对面的人似乎想说些什么,接下来就是嘭地一声,手机摔地的声音。
他心里一寒,蓦地回过头的时候傅时锦拿着照片在看。
那是一张她和时清薏的合照,里面的人刚参加选秀,还是个刚上大学的女孩,靠在她身边看夕阳,羞涩又干净。
傅时锦的声音有些嘶哑,靠在床头,脸白的毫无血色,在傍晚半明半暗的灯光下温柔的有些诡异。
“她看起来那么笨,又那么天真干净,跟圈子里被铜臭味浸染的所有人都不同,爱钱也是坦坦荡荡的,小守财奴爱钱每次投资都亏钱,亏了就委屈巴巴的蹭到我身边忏悔......”

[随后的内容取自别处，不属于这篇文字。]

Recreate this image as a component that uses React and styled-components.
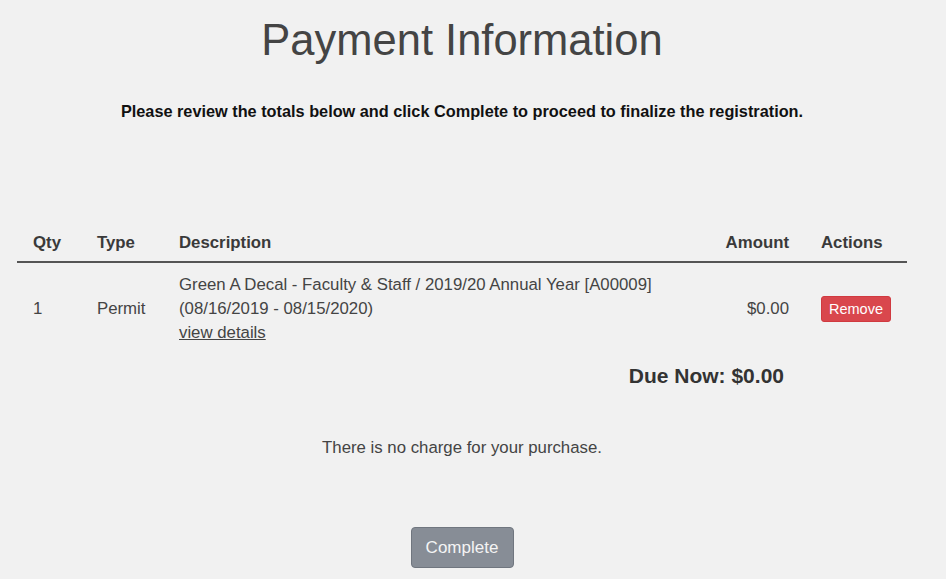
import styled, { createGlobalStyle } from 'styled-components';

const GlobalStyle = createGlobalStyle`
  html, body {
    margin: 0;
    padding: 0;
    background: #f1f1f1;
  }
  body {
    font-family: "Liberation Sans", Arial, sans-serif;
    color: #333;
  }
`

const Page = styled.div`
  width: 890px;
  margin-left: 17px;
  padding-top: 14px;
  min-height: 579px;
  box-sizing: border-box;
`

const Title = styled.h1`
  margin: 0;
  text-align: center;
  font-size: 43.5px;
  line-height: 52px;
  font-weight: normal;
  color: #444;
`

const Lead = styled.p`
  margin: 35px 0 0;
  text-align: center;
  font-size: 16.3px;
  line-height: 20px;
  font-weight: bold;
  color: #111;
`

const Table = styled.div`
  margin-top: 112px;
  display: grid;
  grid-template-columns: 64px 82px 1fr 106px 102px;
`

const HeadCell = styled.div`
  padding: 0 16px 8px;
  font-size: 16.8px;
  line-height: 20px;
  font-weight: bold;
  color: #3a3a3a;
  white-space: nowrap;
  text-align: ${p => (p.$right ? 'right' : 'left')};
  border-bottom: 2px solid #555;
`

const Cell = styled.div`
  padding: 10px 16px 8px;
  font-size: 16.8px;
  line-height: 24px;
  color: #444;
  white-space: nowrap;
  display: flex;
  flex-direction: column;
  justify-content: center;
  align-items: ${p => (p.$right ? 'flex-end' : 'flex-start')};
`

const Link = styled.a`
  color: #444;
  text-decoration: underline;
  cursor: pointer;
`

const RemoveButton = styled.button`
  font-family: inherit;
  font-size: 14.5px;
  line-height: 18px;
  padding: 3px 7px;
  color: #fff;
  background: #d9474d;
  border: 1px solid #d03a40;
  border-radius: 3px;
  cursor: pointer;
`

const Due = styled.div`
  margin-top: 10px;
  padding-right: 123px;
  text-align: right;
  font-size: 21px;
  line-height: 26px;
  font-weight: bold;
  color: #333;
`

const Note = styled.p`
  margin: 49px 0 0;
  text-align: center;
  font-size: 16.8px;
  line-height: 20px;
  color: #444;
`

const Actions = styled.div`
  margin-top: 69px;
  display: flex;
  justify-content: center;
`

const CompleteButton = styled.button`
  font-family: inherit;
  font-size: 17px;
  line-height: 22px;
  width: 103px;
  height: 41px;
  color: #f4f4f4;
  background: #878d96;
  border: 1px solid #70767f;
  border-radius: 4px;
  cursor: pointer;
`

export default function App() {
  return (
    <>
      <GlobalStyle />
      <Page>
        <Title>Payment Information</Title>
        <Lead>Please review the totals below and click Complete to proceed to finalize the registration.</Lead>
        <Table>
          <HeadCell>Qty</HeadCell>
          <HeadCell>Type</HeadCell>
          <HeadCell>Description</HeadCell>
          <HeadCell $right>Amount</HeadCell>
          <HeadCell>Actions</HeadCell>

          <Cell>1</Cell>
          <Cell>Permit</Cell>
          <Cell>
            <div>Green A Decal - Faculty &amp; Staff / 2019/20 Annual Year [A00009]</div>
            <div>(08/16/2019 - 08/15/2020)</div>
            <Link>view details</Link>
          </Cell>
          <Cell $right>$0.00</Cell>
          <Cell>
            <RemoveButton>Remove</RemoveButton>
          </Cell>
        </Table>
        <Due>Due Now: $0.00</Due>
        <Note>There is no charge for your purchase.</Note>
        <Actions>
          <CompleteButton>Complete</CompleteButton>
        </Actions>
      </Page>
    </>
  )
}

似乎是想起来什么,她勾了勾嘴角:“我想着,她那样笨,肯定是要我一辈子宠着她,护着她的,原来我也会看走眼......”
她叹了口气,有一种莫名的遗憾和温雅有礼。
“我在她心里只原来只值五千万,她收了钱,不改付出代价吗?”
女人在夕阳里把照片放在医院的病床上,弯着眉眼微笑,看起来温柔无比,却莫名让人觉得从骨子里生出一股寒气。